QueryPlanner generates a query plan for a given user query. This is a list of PlanStep objects, each keeping track of its status (Pending, Success, Failure, Cancelled etc.), and dependency on other steps in the plan. The planner is an iterator that emits the next batch of Pending steps ready for execution. It also exposes methods that let other components override the plan and update the status of completed steps.
The Executor solves a single PlanStep. It implements a simple tool calling loop with the LLMService until the step is solved.

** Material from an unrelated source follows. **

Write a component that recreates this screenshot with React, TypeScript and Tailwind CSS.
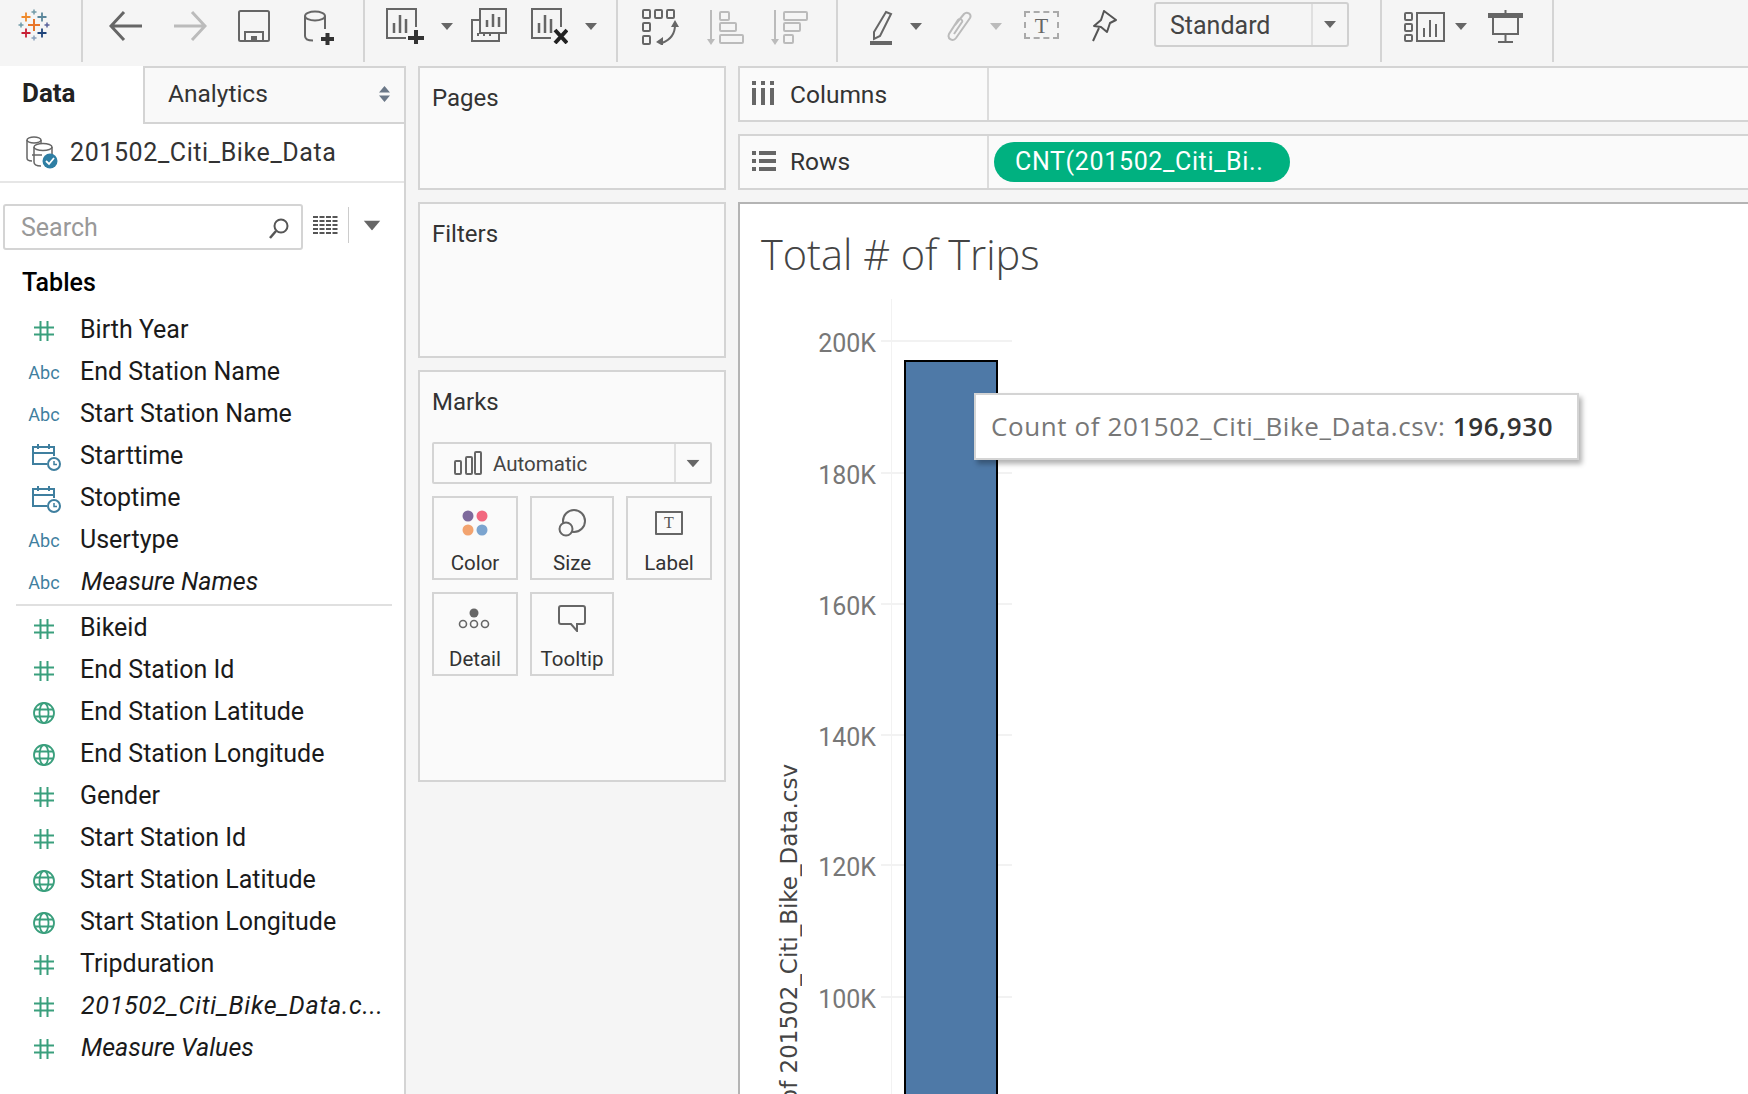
import React from 'react';

const font = "font-['Roboto','Liberation_Sans',sans-serif]";

const Caret: React.FC<{ className?: string; color?: string }> = ({ className = '', color = '#666' }) => (
  <svg width="12" height="7" viewBox="0 0 12 7" className={`shrink-0 ${className}`}>
    <path d="M0 0h12L6 7z" fill={color} />
  </svg>
);

const Plus: React.FC<{ x: number; y: number; r: number; w: number; c: string }> = ({ x, y, r, w, c }) => (
  <path d={`M${x - r} ${y}H${x + r}M${x} ${y - r}V${y + r}`} stroke={c} strokeWidth={w} />
);

const Logo = () => (
  <svg width="36" height="36" viewBox="0 0 36 36" className="shrink-0">
    <Plus x={18} y={17} r={6} w={2} c="#e8762b" />
    <Plus x={10} y={9} r={4.5} w={1.8} c="#ef8a2c" />
    <Plus x={26} y={9} r={4.5} w={1.8} c="#5b879b" />
    <Plus x={18} y={4} r={2.5} w={1.5} c="#7199a6" />
    <Plus x={10} y={25} r={4.5} w={1.8} c="#c72035" />
    <Plus x={26} y={25} r={4.5} w={1.8} c="#1f447b" />
    <Plus x={18} y={30} r={2.5} w={1.5} c="#8aa0bb" />
    <Plus x={5} y={17} r={2.5} w={1.5} c="#6f9aa8" />
    <Plus x={31} y={17} r={2.5} w={1.5} c="#59629b" />
  </svg>
);

const ChartBars = ({ x, y, h = [7, 13, 10] }: { x: number; y: number; h?: number[] }) => (
  <path d={`M${x} ${y}v-${h[0]}M${x + 6} ${y}v-${h[1]}M${x + 12} ${y}v-${h[2]}`} stroke="#666" strokeWidth="2.5" fill="none" />
);

const Toolbar = () => (
  <div className="h-[62px] mb-[4px] flex items-start shrink-0">
    <div className="ml-[16px] mt-[8px]"><Logo /></div>
    <div className="ml-[29px] w-[2px] h-[62px] bg-[#d4d4d4] shrink-0" />
    {/* back / forward */}
    <svg width="34" height="32" viewBox="0 0 34 32" fill="none" className="ml-[26px] mt-[10px] shrink-0">
      <path d="M33 16H3M15 2 2 16l13 14" stroke="#666" strokeWidth="3" />
    </svg>
    <svg width="34" height="32" viewBox="0 0 34 32" fill="none" className="ml-[30px] mt-[10px] shrink-0">
      <path d="M1 16h30M19 2l13 14-13 14" stroke="#bbb" strokeWidth="3" />
    </svg>
    {/* save */}
    <svg width="32" height="32" viewBox="0 0 32 32" fill="none" className="ml-[31px] mt-[10px] shrink-0">
      <rect x="1" y="1" width="30" height="30" rx="1.5" stroke="#666" strokeWidth="2" />
      <path d="M7 31V22h18v9" stroke="#666" strokeWidth="2" />
      <rect x="13" y="26" width="6" height="5" fill="#666" />
    </svg>
    {/* new data source */}
    <svg width="30" height="35" viewBox="0 0 30 35" fill="none" className="ml-[34px] mt-[10px] shrink-0">
      <ellipse cx="11" cy="6" rx="10" ry="4.5" stroke="#666" strokeWidth="2" />
      <path d="M1 6v20c0 3 3 4.5 8 4.5M21 6v13" stroke="#666" strokeWidth="2" />
      <path d="M17 29h13M23.500 23v12" stroke="#333" strokeWidth="4" />
    </svg>
    <div className="ml-[29px] w-[2px] h-[62px] bg-[#d4d4d4] shrink-0" />
    {/* new worksheet */}
    <svg width="38" height="36" viewBox="0 0 38 36" fill="none" className="ml-[21px] mt-[8px] shrink-0">
      <path d="M20 30H1V1h29v18" stroke="#666" strokeWidth="2" />
      <ChartBars x={8} y={25} h={[10, 18, 14]} />
      <path d="M22 30h16M30 22v14" stroke="#333" strokeWidth="4" />
    </svg>
    <Caret className="ml-[17px] mt-[23px]" />
    {/* duplicate */}
    <svg width="36" height="34" viewBox="0 0 36 34" fill="none" className="ml-[18px] mt-[8px] shrink-0">
      <path d="M9 12H1v21h27v-7" stroke="#666" strokeWidth="2" />
      <rect x="9" y="1" width="26" height="24" stroke="#666" strokeWidth="2" />
      <ChartBars x={16} y={19} />
      <path d="M7 28v-3M13 28v-3M19 28v-3" stroke="#666" strokeWidth="2" />
    </svg>
    {/* clear */}
    <svg width="37" height="36" viewBox="0 0 37 36" fill="none" className="ml-[24px] mt-[8px] shrink-0">
      <path d="M20 30H1V1h29v18" stroke="#666" strokeWidth="2" />
      <ChartBars x={8} y={25} h={[10, 18, 14]} />
      <path d="m24 22 12 13M36 22 24 35" stroke="#222" strokeWidth="4" />
    </svg>
    <Caret className="ml-[17px] mt-[23px]" />
    <div className="ml-[19px] w-[2px] h-[62px] bg-[#d4d4d4] shrink-0" />
    {/* swap */}
    <svg width="37" height="36" viewBox="0 0 37 36" fill="none" className="ml-[24px] mt-[9px] shrink-0">
      <g stroke="#666" strokeWidth="2">
        <rect x="1" y="1" width="7" height="8" rx="1" />
        <rect x="13" y="1" width="7" height="8" rx="1" />
        <rect x="25" y="1" width="7" height="8" rx="1" />
        <rect x="1" y="14" width="7" height="8" rx="1" />
        <rect x="1" y="27" width="7" height="8" rx="1" />
        <path d="M33 16c0 9-5 15-13 18" />
      </g>
      <path d="m33 11 4 7h-8zM14 33l7-5v9z" fill="#666" />
    </svg>
    {/* sort ascending */}
    <svg width="37" height="36" viewBox="0 0 37 36" fill="none" className="ml-[28px] mt-[10px] shrink-0">
      <g stroke="#bbb" strokeWidth="2">
        <path d="M4 0v30" />
        <rect x="13" y="2" width="9" height="8" rx="1" />
        <rect x="13" y="13" width="16" height="8" rx="1" />
        <rect x="13" y="25" width="23" height="8" rx="1" />
      </g>
      <path d="M0 29h8l-4 6z" fill="#bbb" />
    </svg>
    {/* sort descending */}
    <svg width="37" height="36" viewBox="0 0 37 36" fill="none" className="ml-[27px] mt-[10px] shrink-0">
      <g stroke="#bbb" strokeWidth="2">
        <path d="M4 0v30" />
        <rect x="13" y="2" width="23" height="8" rx="1" />
        <rect x="13" y="13" width="16" height="8" rx="1" />
        <rect x="13" y="25" width="9" height="8" rx="1" />
      </g>
      <path d="M0 29h8l-4 6z" fill="#bbb" />
    </svg>
    <div className="ml-[28px] w-[2px] h-[62px] bg-[#d4d4d4] shrink-0" />
    {/* highlight */}
    <svg width="23" height="35" viewBox="0 0 23 35" fill="none" className="ml-[32px] mt-[10px] shrink-0">
      <path d="M16 2 21 4 10 26l-6 3 0-7z" stroke="#666" strokeWidth="2" />
      <rect x="0" y="31" width="22" height="4" fill="#666" />
    </svg>
    <Caret className="ml-[17px] mt-[23px]" />
    {/* annotate */}
    <svg width="28" height="32" viewBox="0 0 28 32" fill="none" className="ml-[24px] mt-[11px] shrink-0">
      <path d="M9 14 18 3c3-3 8 0 6 4L10 27c-3 4-9 1-7-4l9-14c2-2 5 0 4 2L8 23" stroke="#bbb" strokeWidth="2" />
    </svg>
    <Caret className="ml-[16px] mt-[23px]" color="#bbb" />
    {/* text box */}
    <div className="ml-[22px] mt-[11px] w-[35px] h-[28px] border-2 border-dashed border-[#aaa] flex items-center justify-center shrink-0 font-['Liberation_Serif',serif] text-[22px] text-[#666]">T</div>
    {/* pin */}
    <svg width="27" height="32" viewBox="0 0 27 32" fill="none" className="ml-[32px] mt-[10px] shrink-0">
      <path d="M13 1l12 9-6 3-3 9-6-5-7-1 7-6z M8 18 2 31" stroke="#555" strokeWidth="2" strokeLinejoin="round" />
    </svg>
    {/* fit */}
    <div className="ml-[36px] mt-[2px] w-[195px] h-[45px] border-2 border-[#d0d0d0] rounded-[3px] flex items-center shrink-0">
      <div className={`flex-1 pl-[14px] pt-[2px] text-[25px] leading-none text-[#444] ${font}`}>Standard</div>
      <div className="w-[36px] h-full border-l-2 border-[#e0e0e0] flex items-center justify-center">
        <Caret />
      </div>
    </div>
    <div className="ml-[31px] w-[2px] h-[62px] bg-[#d4d4d4] shrink-0" />
    {/* show me */}
    <svg width="41" height="30" viewBox="0 0 41 30" fill="none" className="ml-[22px] mt-[12px] shrink-0">
      <g stroke="#666" strokeWidth="2">
        <rect x="1" y="1" width="7" height="7" rx="1" />
        <rect x="1" y="12" width="7" height="7" rx="1" />
        <rect x="1" y="23" width="7" height="6" rx="1" />
        <rect x="13" y="1" width="27" height="28" />
        <path d="M20 25V16M26 25V8M32 25V12" />
      </g>
    </svg>
    <Caret className="ml-[10px] mt-[23px]" />
    {/* presentation */}
    <svg width="35" height="33" viewBox="0 0 35 33" fill="none" className="ml-[21px] mt-[10px] shrink-0">
      <rect x="0" y="3" width="35" height="5" fill="#666" />
      <path d="M17.500 0v4M5 6v18h25V6M17.500 24v8M10 32h15" stroke="#666" strokeWidth="2" />
    </svg>
    <div className="ml-[29px] w-[2px] h-[62px] bg-[#d4d4d4] shrink-0" />
  </div>
);

const HashIcon = () => (
  <svg width="20" height="20" viewBox="0 0 20 20" fill="none">
    <path d="M6.500 0v20M13.500 0v20M0 6.500h20M0 13.500h20" stroke="#3a9f7d" strokeWidth="2" />
  </svg>
);

const AbcIcon = () => <span className="text-[18px] leading-none text-[#3f7f9f]">Abc</span>;

const DateIcon = () => (
  <svg width="29" height="27" viewBox="0 0 29 27" fill="none" className="ml-[5px]">
    <path d="M15 20H1V3h21v9M1 9h21M6 0v5M17 0v5" stroke="#3f7f9f" strokeWidth="2" />
    <circle cx="22" cy="20" r="6" fill="#fff" stroke="#3f7f9f" strokeWidth="2" />
    <path d="M22 17v3.500h3" stroke="#3f7f9f" strokeWidth="1.500" />
  </svg>
);

const GlobeIcon = () => (
  <svg width="22" height="22" viewBox="0 0 22 22" fill="none">
    <g stroke="#3a9f7d" strokeWidth="1.800">
      <circle cx="11" cy="11" r="10" />
      <ellipse cx="11" cy="11" rx="4.500" ry="10" />
      <path d="M1.500 7.500h19M1.500 14.500h19" />
    </g>
  </svg>
);

type Kind = 'num' | 'abc' | 'date' | 'geo';
type Field = { kind: Kind; name: string; italic?: boolean; wide?: boolean };

const DIMENSIONS: Field[] = [
  { kind: 'num', name: 'Birth Year' },
  { kind: 'abc', name: 'End Station Name' },
  { kind: 'abc', name: 'Start Station Name' },
  { kind: 'date', name: 'Starttime' },
  { kind: 'date', name: 'Stoptime' },
  { kind: 'abc', name: 'Usertype' },
  { kind: 'abc', name: 'Measure Names', italic: true },
];

const MEASURES: Field[] = [
  { kind: 'num', name: 'Bikeid' },
  { kind: 'num', name: 'End Station Id' },
  { kind: 'geo', name: 'End Station Latitude' },
  { kind: 'geo', name: 'End Station Longitude' },
  { kind: 'num', name: 'Gender' },
  { kind: 'num', name: 'Start Station Id' },
  { kind: 'geo', name: 'Start Station Latitude' },
  { kind: 'geo', name: 'Start Station Longitude' },
  { kind: 'num', name: 'Tripduration' },
  { kind: 'num', name: '201502_Citi_Bike_Data.c...', italic: true, wide: true },
  { kind: 'num', name: 'Measure Values', italic: true },
];

const FieldRow: React.FC<{ field: Field }> = ({ field }) => (
  <div className="h-[42px] flex items-center">
    <div className="w-[80px] pl-[27px] pr-[19px] flex justify-center items-center shrink-0 pt-[2px]">
      {field.kind === 'num' && <HashIcon />}
      {field.kind === 'abc' && <AbcIcon />}
      {field.kind === 'date' && <DateIcon />}
      {field.kind === 'geo' && <GlobeIcon />}
    </div>
    <span className={`text-[25px] text-[#1a1a1a] whitespace-nowrap ${field.italic ? 'italic ml-[1px]' : ''} ${field.wide ? 'tracking-[0.7px]' : ''}`}>{field.name}</span>
  </div>
);

const DataPane = () => (
  <div className={`w-[406px] shrink-0 bg-white border-r-2 border-[#d4d4d4] flex flex-col ${font}`}>
    <div className="h-[58px] flex shrink-0">
      <div className="w-[143px] pl-[22px] pt-[8px] text-[26px] font-bold text-[#222]">Data</div>
      <div className="flex-1 bg-[#f9f9f9] border-l-2 border-t-2 border-b-2 border-[#d4d4d4] pl-[23px] pb-[2px] flex items-center justify-between pr-[14px] text-[24.500px] text-[#333]">
        <span>Analytics</span>
        <svg width="11" height="16" viewBox="0 0 11 16"><path d="M5.500 0 11 6.500H0zM5.500 16 0 9.500h11z" fill="#6b7888" /></svg>
      </div>
    </div>
    <div className="h-[59px] flex items-center pl-[26px] border-b-2 border-[#e6e6e6] shrink-0">
      <svg width="32" height="33" viewBox="0 0 32 33" fill="none" className="shrink-0">
        <g stroke="#666" strokeWidth="1.500">
          <ellipse cx="8" cy="4" rx="7" ry="3" />
          <path d="M1 4v18c0 2 2 3 5 3M15 4v3" />
          <ellipse cx="17" cy="11" rx="9" ry="3.500" />
          <path d="M8 11v15c0 3 4 4 7 4M26 11v7" />
          <path d="M6 19h10" />
        </g>
        <circle cx="24" cy="25" r="7.500" fill="#2e7ea3" />
        <path d="m20 25 3 3 5-6" stroke="#fff" strokeWidth="1.800" />
      </svg>
      <span className="ml-[12px] text-[25px] tracking-[0.6px] text-[#333]">201502_Citi_Bike_Data</span>
    </div>
    <div className="h-[21px] shrink-0" />
    <div className="flex items-center shrink-0">
      <div className="ml-[3px] w-[300px] h-[46px] border-2 border-[#d4d4d4] rounded-[3px] flex items-center justify-between pl-[16px] pr-[12px] pt-[2px] text-[25px] text-[#999]">
        <span>Search</span>
        <svg width="20" height="21" viewBox="0 0 20 21" fill="none">
          <circle cx="12" cy="8" r="6.500" stroke="#555" strokeWidth="2" />
          <path d="M7 13 1 20" stroke="#555" strokeWidth="2.500" />
        </svg>
      </div>
      <svg width="25" height="20" viewBox="0 0 25 20" className="ml-[10px] mb-[4px] shrink-0">
        <path d="M0 2h25M0 6h25M0 10h25M0 14h25M0 18h25" stroke="#555" strokeWidth="2" strokeDasharray="5 1.500" />
      </svg>
      <div className="ml-[10px] w-[1px] h-[36px] bg-[#ccc] mb-[4px] shrink-0" />
      <Caret className="ml-[17px] mb-[4px] scale-[1.400]" />
    </div>
    <div className="h-[59px] pt-[12px] pl-[22px] text-[25px] font-medium leading-[42px] text-black shrink-0">Tables</div>
    {DIMENSIONS.map((f) => <FieldRow key={f.name} field={f} />)}
    <div className="ml-[16px] mr-[12px] h-[2px] my-[1px] bg-[#e0e0e0] shrink-0" />
    {MEASURES.map((f) => <FieldRow key={f.name} field={f} />)}
  </div>
);

const MarkButton: React.FC<{ label: string; w: string; children: React.ReactNode }> = ({ label, w, children }) => (
  <div className={`${w} h-[84px] border-2 border-[#d4d4d4] flex flex-col items-center shrink-0`}>
    <div className="h-[45px] flex items-center justify-center pt-[4px]">{children}</div>
    <span className="text-[20.500px] leading-[26px] mt-[7px] text-[#333]">{label}</span>
  </div>
);

const CardsColumn = () => (
  <div className={`w-[308px] ml-[12px] shrink-0 flex flex-col gap-[12px] ${font}`}>
    <div className="h-[124px] border-2 border-[#d4d4d4] bg-[#fafafa] px-[12px] pt-[12px] text-[24px] text-[#333]">Pages</div>
    <div className="h-[156px] border-2 border-[#d4d4d4] bg-[#fafafa] px-[12px] pt-[12px] text-[24px] text-[#333]">Filters</div>
    <div className="h-[412px] border-2 border-[#d4d4d4] bg-[#fafafa] px-[12px] pt-[12px] flex flex-col">
      <div className="text-[24px] leading-[36px] text-[#333]">Marks</div>
      <div className="mt-[22px] h-[42px] border-2 border-[#d4d4d4] rounded-[2px] flex items-center">
        <div className="flex-1 flex items-center pl-[20px]">
          <svg width="28" height="24" viewBox="0 0 28 24" fill="none" className="shrink-0">
            <g stroke="#666" strokeWidth="2">
              <rect x="1" y="10" width="6" height="13" rx="1" />
              <rect x="12" y="6" width="6" height="17" rx="1" />
              <rect x="21" y="1" width="6" height="22" rx="1" />
            </g>
          </svg>
          <span className="ml-[11px] pt-[2px] text-[20.500px] text-[#444]">Automatic</span>
        </div>
        <div className="w-[36px] h-full border-l-2 border-[#e0e0e0] flex items-center justify-center">
          <Caret className="scale-[1.100]" />
        </div>
      </div>
      <div className="mt-[12px] flex gap-[12px]">
        <MarkButton label="Color" w="w-[86px]">
          <svg width="26" height="26" viewBox="0 0 26 26" className="ml-[-1px]">
            <circle cx="6" cy="6" r="5.500" fill="#7e6a9c" />
            <circle cx="20" cy="6" r="5.500" fill="#f2687f" />
            <circle cx="6" cy="20" r="5.500" fill="#f2a36f" />
            <circle cx="20" cy="20" r="5.500" fill="#7ba4cf" />
          </svg>
        </MarkButton>
        <MarkButton label="Size" w="w-[84px]">
          <svg width="29" height="28" viewBox="0 0 29 28" fill="none">
            <g stroke="#666" strokeWidth="2">
              <circle cx="16" cy="12" r="11" />
              <circle cx="8" cy="20" r="6.500" fill="#fafafa" />
            </g>
          </svg>
        </MarkButton>
        <MarkButton label="Label" w="w-[86px]">
          <div className="w-[28px] h-[24px] border-2 border-[#666] rounded-[1px] flex items-center justify-center font-['Liberation_Serif',serif] text-[16px] leading-none text-[#555]">T</div>
        </MarkButton>
      </div>
      <div className="mt-[12px] flex gap-[12px]">
        <MarkButton label="Detail" w="w-[86px]">
          <svg width="32" height="22" viewBox="0 0 32 22" fill="none" className="ml-[-2px]">
            <circle cx="16" cy="5" r="4.500" fill="#666" />
            <g stroke="#666" strokeWidth="1.600">
              <circle cx="5" cy="16" r="3.500" />
              <circle cx="16" cy="16" r="3.500" />
              <circle cx="27" cy="16" r="3.500" />
            </g>
          </svg>
        </MarkButton>
        <MarkButton label="Tooltip" w="w-[84px]">
          <svg width="28" height="27" viewBox="0 0 28 27" fill="none">
            <path d="M3 1h22a2 2 0 0 1 2 2v14a2 2 0 0 1-2 2h-6v7l-6-7H3a2 2 0 0 1-2-2V3a2 2 0 0 1 2-2z" stroke="#666" strokeWidth="2" />
          </svg>
        </MarkButton>
      </div>
    </div>
  </div>
);

const ShelfRow: React.FC<{ label: string; icon: React.ReactNode; children?: React.ReactNode; h: string; labelClass: string }> = ({ label, icon, children, h, labelClass }) => (
  <div className={`${h} shrink-0 border-y-2 border-l-2 border-[#d4d4d4] bg-[#fafafa] flex`}>
    <div className="w-[249px] border-r-2 border-[#dcdcdc] flex items-center pl-[12px] shrink-0">
      {icon}
      <span className={`text-[24.500px] text-[#333] ${labelClass}`}>{label}</span>
    </div>
    <div className="flex-1 flex items-center pl-[5px]">{children}</div>
  </div>
);

const TICKS = [
  { label: '200K', y: 342 },
  { label: '180K', y: 474 },
  { label: '160K', y: 605 },
  { label: '140K', y: 736 },
  { label: '120K', y: 866 },
  { label: '100K', y: 998 },
];

const Chart = () => (
  <div className="relative flex-1 bg-white border-t-2 border-l-2 border-[#b4b4b4] overflow-hidden mt-[12px]">
    <div className="pl-[21px] pt-[24px] font-['Open_Sans',sans-serif] font-light text-[41.500px] leading-[52px] text-[#444]">Total # of Trips</div>
    <div className="absolute left-[151px] top-[95px] bottom-0 w-[1px] bg-[#f2f2f2]" />
    {TICKS.map((t) => (
      <div key={t.label} className="absolute left-0 flex items-center h-[30px]" style={{ top: t.y - 220 }}>
        <span className={`w-[136px] pt-[6px] text-right text-[25px] text-[#777] ${font}`}>{t.label}</span>
        <div className="ml-[5px] w-[131px] h-[2px] bg-[#f2f2f2]" />
      </div>
    ))}
    <div className="absolute left-[164px] top-[156px] bottom-[-10px] w-[94px] bg-[#4e79a7] border-2 border-black" />
    <div className="absolute left-[36px] top-[560px] [writing-mode:vertical-rl] rotate-180 whitespace-nowrap font-['DejaVu_Sans',sans-serif] text-[23px] leading-[26px] text-[#444]">
      Count of 201502_Citi_Bike_Data.csv
    </div>
    <div className="absolute left-[234px] top-[189px] w-[605px] h-[67px] bg-white border-2 border-[#d4d4d4] shadow-[3px_4px_5px_rgba(0,0,0,0.3)] flex items-center pl-[15px] whitespace-nowrap font-['Open_Sans',sans-serif] text-[26px] tracking-[0.6px] text-[#777]">
      Count of 201502_Citi_Bike_Data.csv:&nbsp;<b className="font-semibold text-[#333]">196,930</b>
    </div>
  </div>
);

const VizColumn = () => (
  <div className={`flex-1 min-w-0 ml-[12px] flex flex-col ${font}`}>
    <ShelfRow
      label="Columns"
      labelClass="ml-[16px] pt-[2px]"
      h="h-[56px]"
      icon={
        <svg width="22" height="24" viewBox="0 0 22 24" className="shrink-0 mb-[3px]" fill="#666">
          <path d="M0 7h4v17H0zM9 7h4v17H9zM18 7h4v17h-4zM0 0h4v4H0zM9 0h4v4H9zM18 0h4v4h-4z" />
        </svg>
      }
    />
    <div className="h-[12px] shrink-0" />
    <ShelfRow
      label="Rows"
      labelClass="ml-[14px]"
      h="h-[56px]"
      icon={
        <svg width="24" height="20" viewBox="0 0 24 20" className="shrink-0 mb-[2px]" fill="#666">
          <path d="M0 0h4v4H0zM7 0h17v4H7zM0 8h4v4H0zM7 8h17v4H7zM0 16h4v4H0zM7 16h17v4H7z" />
        </svg>
      }
    >
      <div className="w-[296px] h-[40px] rounded-[20px] bg-[#00b180] flex items-center pl-[21px] text-[25px] tracking-[0.65px] text-white whitespace-nowrap">CNT(201502_Citi_Bi..</div>
    </ShelfRow>
    <Chart />
  </div>
);

export default function App() {
  return (
    <div className="w-[1748px] h-[1094px] overflow-hidden bg-[#f5f5f5] flex flex-col">
      <Toolbar />
      <div className="flex-1 min-h-0 flex items-stretch">
        <DataPane />
        <CardsColumn />
        <VizColumn />
      </div>
    </div>
  );
}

Finally it produces a StepOutcome object, summarizing the execution, identifying candidate answers and supporting evidence.
The Evaluator considers the plan and the history of outcomes to decide how to proceed with the query plan.
The SearchAgent class extends BaseAgent and provides it with the tools to search over the BrowseComp-Plus collection, using Chroma’s Search API. It also passes the specific prompts needed for this specific search task.